I ended up using the projector not as a tracing device, but as a system that would throw color onto walls and make pre-existing art that I had made BIGGER. For instance, after making this piece on the iPad based on a William Blake illustration:
I wanted to see how it would look at a larger scale. The projector took care of this question.
Taking a tiny 8 x 10 piece and blowing it up to wall size is extremely useful - you can see errors that previously went hidden. You can also see if your smaller pieces will 'work' as larger pieces without wasting an entire canvas. Although zooming and enlarging a piece can be done in Photoshop, desktop computers and laptops can't really show you what ten feel tall looks like IRL. This might be the biggest value point of a projector: it's ability to create larger previews of artwork cuts down on failed paintings.
Large-scale failed paintings are hard to live with. Nothing preps you for life's failures as much as taking a large physical object you've made and casting it into a dumpster. The only thing more enormous than staring down a failed painting must be admitting a failed sculpture or a failed movie.
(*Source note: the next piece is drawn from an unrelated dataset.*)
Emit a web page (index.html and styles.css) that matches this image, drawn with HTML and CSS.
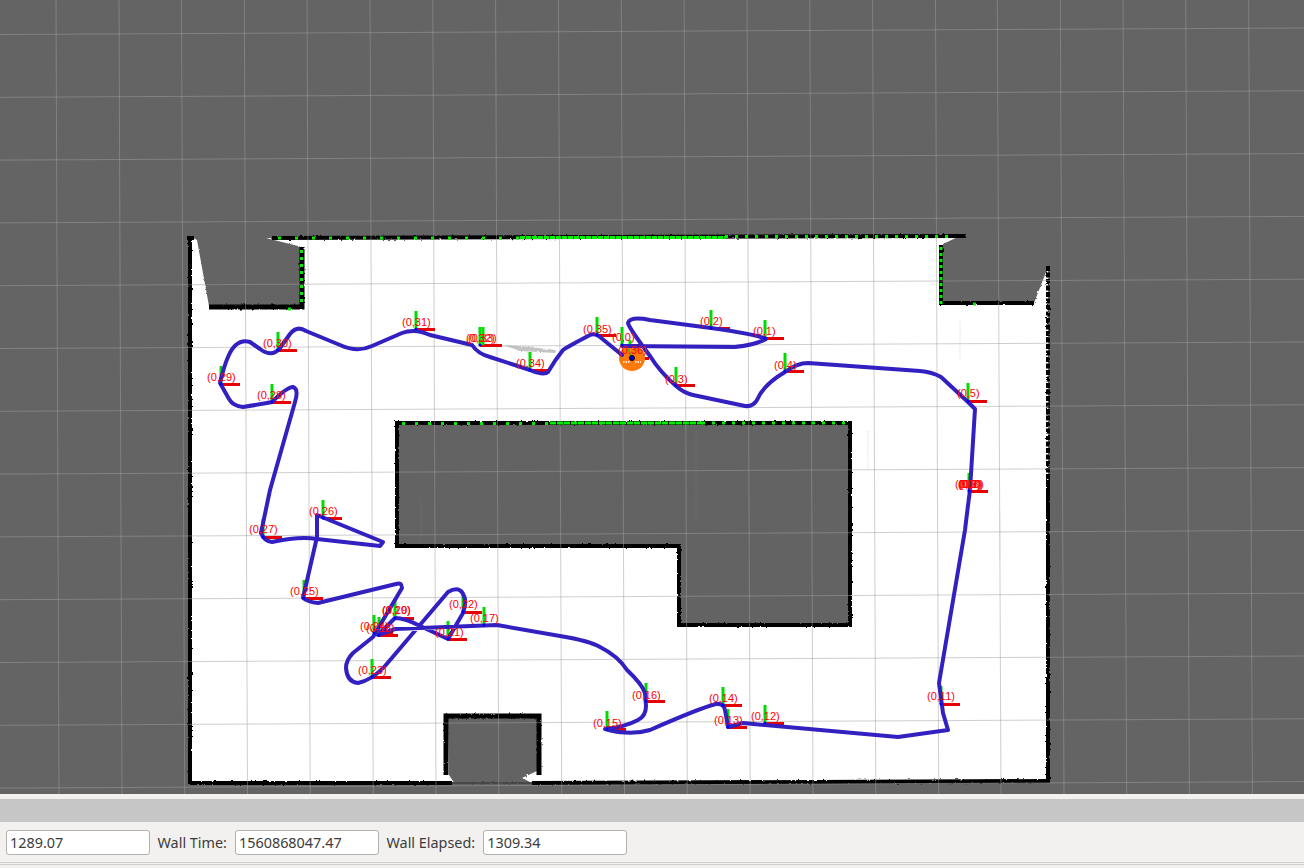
FILE: index.html
```html
<!DOCTYPE html>
<html lang="en">
<head>
    <meta charset="UTF-8">
    <title>RViz</title>
    <link rel="stylesheet" href="styles.css">
</head>
<body>
    <svg class="viewport" width="1304" height="794" viewBox="0 0 1304 794">
        <defs>
            <filter id="rough" x="-5%" y="-5%" width="110%" height="110%">
                <feTurbulence type="fractalNoise" baseFrequency="0.35" numOctaves="2" seed="4"/>
                <feDisplacementMap in="SourceGraphic" scale="2.5"/>
                <feGaussianBlur stdDeviation="0.55"/>
            </filter>
            <g id="axes">
                <rect class="axis-x" x="0" y="-1" width="19" height="3"/>
                <rect class="axis-y" x="-1.5" y="-18" width="3" height="18"/>
            </g>
        </defs>

        <!-- occupancy map -->
        <g filter="url(#rough)">
            <path class="floor" d="M190 238 L197 240 L209 306 H302 V247 L266 238 L960 236 L943 244 V303 H1034 L1048 267 V782 H190 Z"/>
            <path class="floor-void" d="M448 718 H537 V771 L522 778 L534 784 H455 L449 775 Z"/>
            <path class="wall" d="M190 237 V784 M187 238 H194"/>
            <path class="wall" d="M272 238 L966 236"/>
            <path class="wall" d="M190 783 H452 M532 783 L1050 781"/>
            <path class="wall wall-faint" d="M452 783 H532"/>
            <path class="wall wall-dotted" d="M1048 266 V480"/>
            <path class="wall" d="M1048 480 V782"/>
            <path class="wall wall-thick" d="M209 307 H302 V247"/>
            <path class="wall" d="M941 245 V303 H1034"/>
            <path class="wall wall-thick" d="M446 775 V716 H539 V775"/>
            <path class="block wall" d="M397 423 H850 V625 H679 V546 H397 Z"/>
            <path class="smear" d="M503 345 L530 347 L556 350 L555 353 L520 351 Z"/>
            <path class="scratch" d="M421 500 V540 M696 430 V520 M868 430 V470 M1000 510 V560 M960 320 V360"/>
        </g>

        <!-- grid -->
        <path class="grid" d="M56 0 L59 794 M119 0 L122 794 M181.500 0 L184.700 794 M244.300 0 L247.500 794 M307 0 L310.200 794 M370 0 L373.200 794 M432.800 0 L436 794 M495.600 0 L498.800 794 M558.500 0 L561.700 794 M621.300 0 L624.500 794 M684.100 0 L687.300 794 M747 0 L750.200 794 M809.800 0 L813 794 M872.600 0 L875.800 794 M935.500 0 L938.700 794 M997.300 0 L1001 794 M1060.300 0 L1064 794 M1123 0 L1126.700 794 M1185.700 0 L1189.400 794 M1248.700 0 L1252.400 794"/>
        <path class="grid" d="M0 34.500 L1304 28 M0 97.300 L1304 90.800 M0 160.100 L1304 153.600 M0 222.900 L1304 216.400 M0 285.700 L1304 279.200 M0 348.500 L1304 342 M0 411.300 L1304 404.800 M0 474.100 L1304 467.600 M0 536.900 L1304 530.400 M0 599.700 L1304 593.200 M0 662.500 L1304 656 M0 725.300 L1304 718.800 M0 788.100 L1304 781.600"/>

        <!-- laser scan hits -->
        <path class="scan" stroke-dasharray="3 14" d="M278 238 H520"/>
        <path class="scan" stroke-dasharray="5 1" d="M520 237.500 H725"/>
        <path class="scan" stroke-dasharray="3 7" d="M725 236.500 H952"/>
        <path class="scan" stroke-dasharray="3 4" d="M301.500 250 V306"/>
        <path class="scan" stroke-dasharray="3 3" d="M941 247 V305"/>
        <path class="scan" stroke-dasharray="3 10" d="M402 423.500 H550"/>
        <path class="scan" stroke-dasharray="6 1" d="M550 423 H702"/>
        <path class="scan" stroke-dasharray="3 7" d="M702 423 H845"/>
        <path class="scan" d="M288 309 H291 M973 304 H976"/>

        <!-- poses -->
        <use href="#axes" x="622" y="345"/>
        <use href="#axes" x="765" y="338"/>
        <use href="#axes" x="711" y="328"/>
        <use href="#axes" x="676" y="385"/>
        <use href="#axes" x="785" y="371"/>
        <use href="#axes" x="968" y="401"/>
        <use href="#axes" x="969" y="491"/>
        <use href="#axes" x="941" y="704"/>
        <use href="#axes" x="765" y="723"/>
        <use href="#axes" x="728" y="727"/>
        <use href="#axes" x="723" y="705"/>
        <use href="#axes" x="607" y="729"/>
        <use href="#axes" x="646" y="701"/>
        <use href="#axes" x="484" y="625"/>
        <use href="#axes" x="379" y="635"/>
        <use href="#axes" x="374" y="633"/>
        <use href="#axes" x="395" y="618"/>
        <use href="#axes" x="448" y="639"/>
        <use href="#axes" x="463" y="612"/>
        <use href="#axes" x="372" y="677"/>
        <use href="#axes" x="304" y="598"/>
        <use href="#axes" x="323" y="518"/>
        <use href="#axes" x="263" y="537"/>
        <use href="#axes" x="272" y="402"/>
        <use href="#axes" x="221" y="384"/>
        <use href="#axes" x="278" y="350"/>
        <use href="#axes" x="416" y="329"/>
        <use href="#axes" x="480" y="345"/>
        <use href="#axes" x="483" y="345"/>
        <use href="#axes" x="530" y="370"/>
        <use href="#axes" x="597" y="335"/>

        <!-- robot -->
        <use href="#axes" x="630" y="358"/>
        <circle class="robot" cx="632" cy="358" r="13"/>
        <path class="laser" d="M623 362 H630 M635 362 H641"/>
        <path class="heading" d="M628 349 L632 358"/>

        <!-- trajectory -->
        <path class="track" d="M622 346 L735 347 Q755 345 766 339 Q760 335 711 328 L650 320 Q630 316 628 323 Q629 328 650 356 Q660 372 676 386 Q684 393 693 395 L745 406 Q753 407 757 400 Q763 385 785 372 Q797 363 808 363 L920 371 Q932 372 941 377 L968 402 L975 409 L970 490 Q968 505 965 530 L939 683 L943 713 L948 730 L898 737 L743 723 L728 727 L725 710 Q724 703 716 704 Q700 708 650 730 Q630 736 605 729 Q625 727 638 720 Q646 716 646 706 L645 693 Q642 684 627 670 Q618 656 600 647 Q590 641 560 636 L497 625 L395 629 L378 635 L395 618 Q405 618 420 626 L448 639 L463 613 Q467 602 464 596 Q460 585 448 592 L385 666 Q372 680 358 683 Q347 682 346 668 Q346 660 353 653 L373 637 L402 588 Q402 582 396 584 L318 603 Q308 602 303 598 L317 537 L317 515 L383 542 L380 546 L317 539 Q300 536 272 542 Q264 541 261 533 L270 490 L295 402 Q299 389 293 387 Q287 387 272 402 Q262 404 243 407 Q233 406 229 399 L220 383 Q224 366 228 357 Q236 338 250 342 L260 349 Q272 358 280 348 L290 334 Q297 325 306 331 L340 345 Q357 353 372 346 L402 333 Q415 328 430 335 L472 345 Q478 354 490 357 L530 370 Q544 376 548 372 Q555 360 563 350 Q567 347 590 335 Q595 333 600 337 L622 355"/>
        <path class="origins" d="M622 345h0 M765 338h0 M711 328h0 M676 385h0 M785 371h0 M968 401h0 M969 491h0 M941 704h0 M765 723h0 M728 727h0 M723 705h0 M607 729h0 M646 701h0 M484 625h0 M379 635h0 M374 633h0 M395 618h0 M448 639h0 M463 612h0 M372 677h0 M304 598h0 M323 518h0 M263 537h0 M272 402h0 M221 384h0 M278 350h0 M416 329h0 M480 345h0 M530 370h0 M597 335h0"/>
        <circle class="robot-center" cx="632" cy="358" r="2.500"/>

        <!-- labels -->
        <g class="labels">
            <text x="612" y="341">(0,0)</text>
            <text x="753" y="335">(0,1)</text>
            <text x="700" y="325">(0,2)</text>
            <text x="665" y="383">(0,3)</text>
            <text x="774" y="369">(0,4)</text>
            <text x="957" y="397">(0,5)</text>
            <text x="958" y="488">(0,6)</text>
            <text x="959" y="488">(0,7)</text>
            <text x="960" y="488">(0,8)</text>
            <text x="958" y="488">(0,9)</text>
            <text x="955" y="488">(0,10)</text>
            <text x="927" y="700">(0,11)</text>
            <text x="751" y="720">(0,12)</text>
            <text x="714" y="724">(0,13)</text>
            <text x="709" y="702">(0,14)</text>
            <text x="593" y="727">(0,15)</text>
            <text x="632" y="699">(0,16)</text>
            <text x="470" y="622">(0,17)</text>
            <text x="366" y="632">(0,18)</text>
            <text x="382" y="614">(0,19)</text>
            <text x="382" y="614">(0,20)</text>
            <text x="435" y="636">(0,21)</text>
            <text x="449" y="608">(0,22)</text>
            <text x="358" y="674">(0,23)</text>
            <text x="360" y="630">(0,24)</text>
            <text x="290" y="595">(0,25)</text>
            <text x="309" y="515">(0,26)</text>
            <text x="249" y="533">(0,27)</text>
            <text x="257" y="399">(0,28)</text>
            <text x="207" y="381">(0,29)</text>
            <text x="263" y="347">(0,30)</text>
            <text x="402" y="326">(0,31)</text>
            <text x="466" y="342">(0,32)</text>
            <text x="468" y="342">(0,33)</text>
            <text x="516" y="367">(0,34)</text>
            <text x="583" y="333">(0,35)</text>
            <text x="618" y="354">(0,36)</text>
        </g>
    </svg>

    <div class="gap"></div>
    <div class="seek-bar"></div>
    <div class="time-panel">
        <input class="time-field" type="text" value="1289.07" readonly>
        <label class="time-label">Wall Time:</label>
        <input class="time-field" type="text" value="1560868047.47" readonly>
        <label class="time-label">Wall Elapsed:</label>
        <input class="time-field" type="text" value="1309.34" readonly>
    </div>
    <div class="status-line"></div>
</body>
</html>
```

FILE: styles.css
```css
html, body {
    margin: 0;
    height: 100%;
    overflow: hidden;
    background-color: #f2f1f0;
    font-family: "Noto Sans", sans-serif;
}
.viewport {
    display: block;
    background-color: #646464;
}
.floor {
    fill: #fff;
}
.floor-void {
    fill: #646464;
}
.wall {
    fill: none;
    stroke: #000;
    stroke-width: 4;
}
.wall-thick {
    stroke-width: 5;
}
.wall-faint {
    stroke: #3c3c3c;
    stroke-width: 1.5;
}
.wall-dotted {
    stroke-width: 4;
    stroke-dasharray: 5 1.500;
}
.block {
    fill: #646464;
}
.smear {
    fill: #c4c4c4;
}
.scratch {
    fill: none;
    stroke: #8a8a8a;
    stroke-opacity: 0.15;
}
.grid {
    fill: none;
    stroke: #a0a0a0;
    stroke-opacity: 0.5;
    stroke-width: 1;
}
.scan {
    fill: none;
    stroke: #00f000;
    stroke-width: 3;
}
.axis-x {
    fill: #e60000;
}
.axis-y {
    fill: #00dc00;
}
.robot {
    fill: #ff7a0c;
}
.laser {
    fill: none;
    stroke: #fff;
    stroke-width: 1.5;
    stroke-dasharray: 1.500 1;
}
.heading {
    fill: none;
    stroke: #00c800;
}
.track {
    fill: none;
    stroke: #3320c0;
    stroke-width: 4;
    stroke-linejoin: round;
    stroke-linecap: round;
}
.origins {
    fill: none;
    stroke: #0000ff;
    stroke-width: 3;
    stroke-linecap: round;
}
.robot-center {
    fill: #0000e0;
    stroke: #000;
    stroke-width: 1;
}
.labels text {
    font-family: "Liberation Sans", Arial, sans-serif;
    font-size: 11px;
    fill: #ff0000;
}
.gap {
    height: 5px;
}
.seek-bar {
    height: 23px;
    background-color: #c6c6c6;
}
.time-panel {
    display: flex;
    align-items: center;
    height: 40px;
    padding-left: 6px;
    box-sizing: border-box;
}
.time-field {
    width: 144px;
    height: 25px;
    box-sizing: border-box;
    padding: 0 3px;
    border: 1px solid #b3b1ad;
    border-radius: 3px;
    background-color: #fff;
    color: #3c3c3c;
    font-family: "Noto Sans", sans-serif;
    font-size: 14.4px;
}
.time-label {
    margin: 0 8px 0 7.500px;
    color: #3c3c3c;
    font-size: 14.4px;
}
.status-line {
    height: 1px;
    border-top: 1px solid #d0cfcc;
    border-bottom: 1px solid #d0cfcc;
}
```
So, the fact that the projector helps with enlarging existing small works is worth it, completely.
To sum up, here are the key reasons to use a projector:
1. You have to create an extremely difficult realistic piece on deadline and it has to be exact.
2. You want to see how an 8 x 10 inch piece looks when it is expanded to 5 x 5 feet before you invest in building/buying a 5 x 5 foot canvas.
3. You are crazy and love fiddling with software.
4. You want to use light as an art form in photography.
5. You are a muralist who paints on indoor walls (outdoor painting is a no-go)
Will an art projector Game-Genie you into being a super-successful realistic portraitist? It's doubtful. You have to be an artist first and foremost and think as an artist to make anything new, to make anything good. Like an oil paint or Photoshop, a projector is just another tool, not a golden ticket.